2016-03-25

by Jerome Choo
  • Updated Crawlbot seeds behavior, so that if a non-www subdomain is specified as the only seed URL, crawling will restrict itself to that subdomain.
  • Significant updates to the beta normalizedSpecs field in the Product API. See more details.
  • Added the field parentUrlDocId to Crawlbot and Bulk Processing JSON objects. This field can be used to match objects to URLs in the Crawlbot or Bulk Processing URL Report.

2016-03-10

by Jerome Choo
  • Added the originalType field to extracted objects when utilizing the Analyze API's' fallback argument.
  • Fixed an issue with our Semantria integration that could lead to errant timeout responses.

2016-02-25

by Jerome Choo
  • Fixed an issue in the Article API to prevent in-line Javascript and CSS from being returned in the html field from unsupported video players.
  • Discussion API: Improved extraction from single-post (no reply) conversations.
  • Improvements to video extraction within the Video API.

2016-01-29

by Jerome Choo
  • Added beta fields quantityPrices, priceRange and multiplePrices to the Product API.
  • Improved availability detection and extraction in the Product API.
  • Improved offerPrice detection in the Product API to reduce the chance of returning an incorrect value from unavailable products or items without a visible price.

2016-01-26

by Jerome Choo

Significant speed improvements to the Global Index.

2016-01-21

by Jerome Choo
  • Released an official endpoint for Custom API management.

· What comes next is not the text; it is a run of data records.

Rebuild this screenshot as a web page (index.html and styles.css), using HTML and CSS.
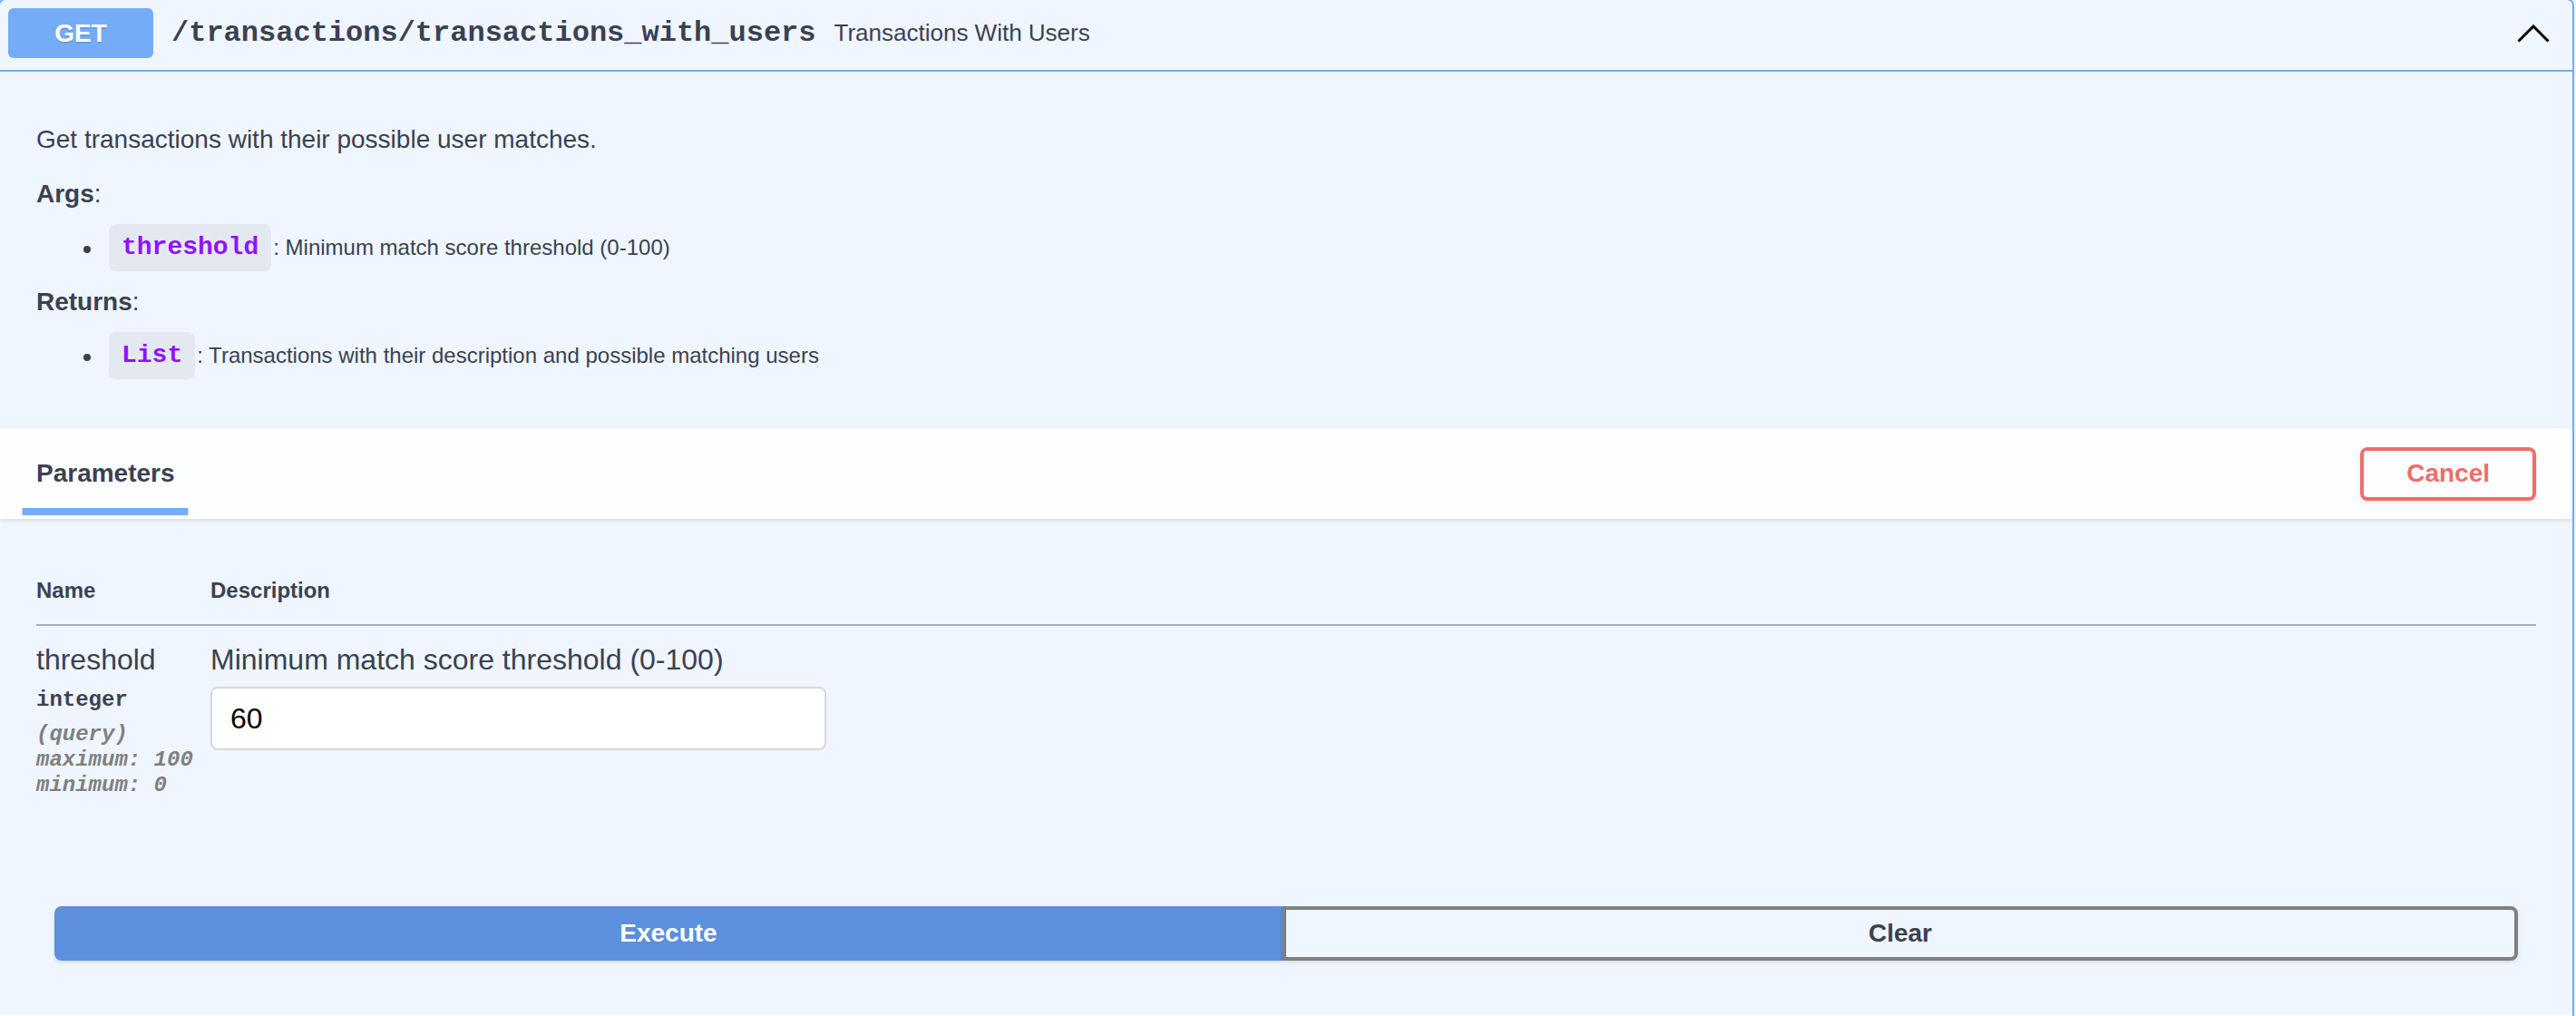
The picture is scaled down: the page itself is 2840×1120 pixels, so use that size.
FILE: index.html
```html
<!DOCTYPE html>
<html lang="en">
<head>
<meta charset="utf-8">
<title>Transactions With Users</title>
<link rel="stylesheet" href="styles.css">
</head>
<body>
<div class="opblock">
  <div class="summary">
    <span class="method">GET</span>
    <span class="path">/transactions/transactions_with_users</span>
    <span class="summary-desc">Transactions With Users</span>
    <svg class="arrow" width="36" height="20" viewBox="0 0 36 20"><polyline points="1.5,18.5 18,2 34.5,18.5" fill="none" stroke="#000" stroke-width="3"/></svg>
  </div>
  <div class="description">
    <p class="lead">Get transactions with their possible user matches.</p>
    <p class="label"><strong>Args</strong>:</p>
    <ul class="list">
      <li><code>threshold</code><span class="li-text">: Minimum match score threshold (0-100)</span></li>
    </ul>
    <p class="label label-2"><strong>Returns</strong>:</p>
    <ul class="list">
      <li><code>List</code><span class="li-text">: Transactions with their description and possible matching users</span></li>
    </ul>
  </div>
  <div class="section-header">
    <div class="tab"><h4>Parameters</h4></div>
    <button class="btn-cancel">Cancel</button>
  </div>
  <div class="params">
    <div class="params-head">
      <div class="col-name">Name</div>
      <div class="col-desc">Description</div>
    </div>
    <div class="param-row">
      <div class="col-name">
        <div class="param-name">threshold</div>
        <div class="param-type">integer</div>
        <div class="param-in">(query)</div>
        <div class="param-ext">maximum: 100</div>
        <div class="param-ext">minimum: 0</div>
      </div>
      <div class="col-desc">
        <div class="param-desc">Minimum match score threshold (0-100)</div>
        <input class="param-input" type="text" value="60">
      </div>
    </div>
  </div>
  <div class="btn-group">
    <button class="btn-execute">Execute</button>
    <button class="btn-clear">Clear</button>
  </div>
  <div class="section-header section-next"></div>
</div>
</body>
</html>
```

FILE: styles.css
```css
html, body {
  margin: 0;
  padding: 0;
}
body {
  background: #f4f5f7;
  font-family: "Liberation Sans", Arial, sans-serif;
  color: #3b4151;
  overflow: hidden;
}
.opblock {
  box-sizing: border-box;
  width: 2840px;
  margin: -2px 0 0 -2px;
  border: 2px solid #73aef5;
  border-radius: 8px;
  background: #eff6ff;
}
.summary {
  display: flex;
  align-items: center;
  padding: 9px 25px 13px 9px;
  border-bottom: 2px solid #73aef5;
}
.method {
  box-sizing: border-box;
  width: 160px;
  height: 55px;
  line-height: 55px;
  text-align: center;
  background: #74adf6;
  color: #fff;
  font-weight: bold;
  font-size: 28px;
  border-radius: 6px;
  text-shadow: 0 2px 0 rgba(0,0,0,.1);
}
.path {
  padding: 0 20px;
  font-family: "Liberation Mono", "Courier New", monospace;
  font-weight: bold;
  font-size: 32px;
  color: #3b4151;
}
.summary-desc {
  flex: 1;
  font-size: 26px;
  color: #3b4151;
}
.arrow {
  display: block;
}
.description {
  padding: 55px 40px 54px;
}
.description p {
  margin: 0;
  font-size: 28px;
  line-height: 40px;
}
.description .label {
  margin-top: 20px;
}
.description .label-2 {
  margin-top: 14px;
}
.list {
  list-style: none;
  margin: 13px 0 0;
  padding: 0;
}
.list li {
  display: flex;
  align-items: center;
  padding-left: 52px;
  font-size: 24px;
}
.list li::before {
  content: "";
  width: 8px;
  height: 8px;
  border-radius: 50%;
  background: #3b4151;
  margin: 4px 20px 0 0;
}
.list code {
  font-family: "Liberation Mono", "Courier New", monospace;
  font-weight: bold;
  font-size: 28px;
  line-height: 32px;
  color: #9012fe;
  background: #e4e9f1;
  padding: 10px 14px;
  border-radius: 8px;
}
.li-text {
  margin-left: 2px;
}
.section-header {
  display: flex;
  align-items: center;
  justify-content: space-between;
  box-sizing: border-box;
  height: 100px;
  padding: 0 40px;
  background: rgba(255,255,255,.85);
  box-shadow: 0 2px 4px rgba(0,0,0,.1);
}
.tab h4 {
  position: relative;
  margin: 0;
  font-size: 28px;
  line-height: 40px;
  font-weight: bold;
  color: #3b4151;
}
.tab h4::after {
  content: "";
  position: absolute;
  left: 50%;
  bottom: -26px;
  width: 120%;
  height: 8px;
  transform: translateX(-50%);
  background: #73aef5;
}
.btn-cancel {
  box-sizing: border-box;
  height: 59px;
  padding: 0 47px;
  border: 4px solid #ef6e6a;
  border-radius: 8px;
  background: transparent;
  color: #ef6e6a;
  font-family: "Liberation Sans", Arial, sans-serif;
  font-weight: bold;
  font-size: 28px;
  box-shadow: 0 2px 4px rgba(0,0,0,.1);
}
.params {
  padding: 40px 40px 0;
}
.params-head {
  display: flex;
  padding: 24px 0 22px;
  border-bottom: 2px solid #aab0bb;
  font-size: 24px;
  line-height: 30px;
  font-weight: bold;
}
.col-name {
  width: 192px;
  flex: none;
}
.col-desc {
  flex: 1;
}
.param-row {
  display: flex;
  padding-top: 17px;
}
.param-name, .param-desc {
  font-size: 32px;
  line-height: 40px;
  color: #3b4151;
}
.param-type {
  margin-top: 10px;
  font-family: "Liberation Mono", "Courier New", monospace;
  font-weight: bold;
  font-size: 24px;
  line-height: 30px;
}
.param-in {
  margin-top: 9px;
}
.param-in, .param-ext {
  font-family: "Liberation Mono", "Courier New", monospace;
  font-weight: bold;
  font-style: italic;
  font-size: 24px;
  line-height: 28px;
  color: #808080;
}
.param-input {
  display: block;
  box-sizing: border-box;
  width: 679px;
  height: 70px;
  margin-top: 10px;
  padding: 0 20px;
  border: 2px solid #d9d9d9;
  border-radius: 8px;
  background: #fff;
  font-family: "Liberation Sans", Arial, sans-serif;
  font-size: 32px;
  color: #000;
}
.btn-group {
  display: flex;
  margin: 119px 60px 0;
  padding-bottom: 59px;
}
.btn-group button {
  flex: 1 1 0;
  min-width: 0;
  box-sizing: border-box;
  height: 60px;
  padding: 0;
  font-family: "Liberation Sans", Arial, sans-serif;
  font-weight: bold;
  font-size: 28px;
  box-shadow: 0 2px 4px rgba(0,0,0,.1);
}
.btn-execute {
  border: none;
  border-radius: 8px 0 0 8px;
  background: #5c8fdc;
  color: #fff;
}
.btn-clear {
  border: 4px solid #808080;
  border-radius: 0 8px 8px 0;
  background: transparent;
  color: #3b4151;
}
.section-next {
  height: 100px;
}
```
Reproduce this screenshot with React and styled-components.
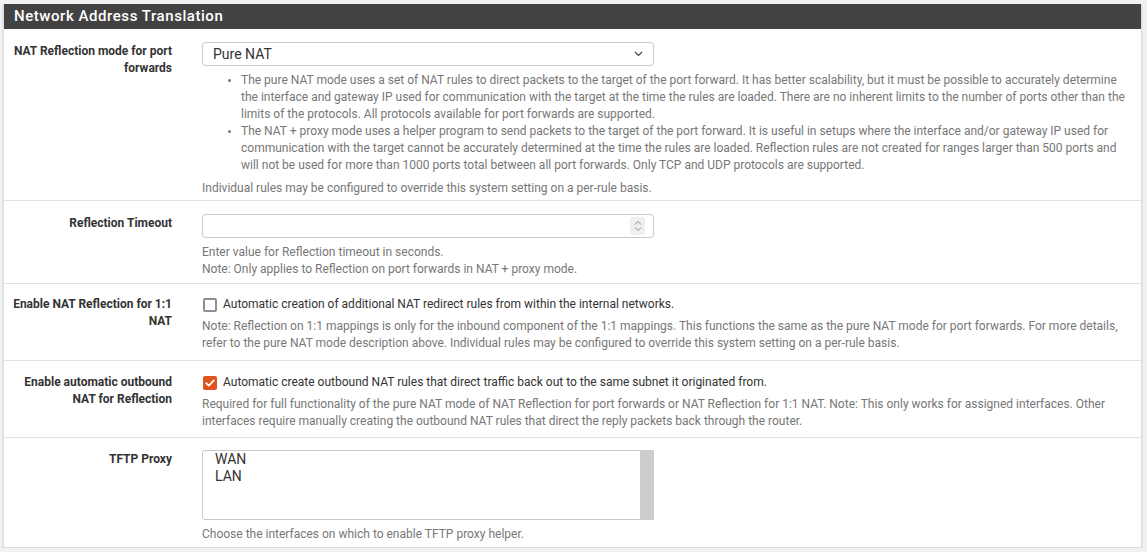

Please see the documentation for information on programmatic management of custom rules and APIs.
  • Improved video extraction in the Article API to include new providers and HTML5 <video> elements.
  • max:date queries in the Search and Global Index APIs are now inclusive of the date specified.

2016-01-14

by Jerome Choo
  • Improved specification extraction in the Product API.
  • Fixed an issue where the estimatedDate field (Article API) would sometimes not be correctly computed.

2016-01-07

by Jerome Choo
  • Fixed an issue where the <base> element could be incorrectly use to calculate relative paths.
  • Added initial functionality to categorize articles in the Article API based on article text content. If you would like to test this beta feature, contact us.
  • Improved handling of media sources without a specified protocol (e.g. src="//www.youtube.com...). Media element URLs will now match the protocol of the analyzed page.

2015-12-21

by Jerome Choo
  • Crawlbot and Bulk jobs pending delete (per your Diffbot plan) are now identified in the Crawlbot and Bulk interfaces.
  • The API Toolkit now uses Diffbot's custom rendering engine for live web page previews. This should reduce inaccuracies when creating custom rules.

2015-12-18

by Jerome Choo
  • Fixed an issue where plain-text POSTed to the Article API would not perform text analysis (tags, sentiment, language-detection).
  • Improved Crawlbot behavior on Ajax-heavy sites so that pages with the exact same HTML source are no longer deduplicated.
  • Fixed an issue within the Crawlbot and Bulk interfaces where the "Last 500" URL Report was incorrectly returning the first 500.
  • Improved author detection within the Article API.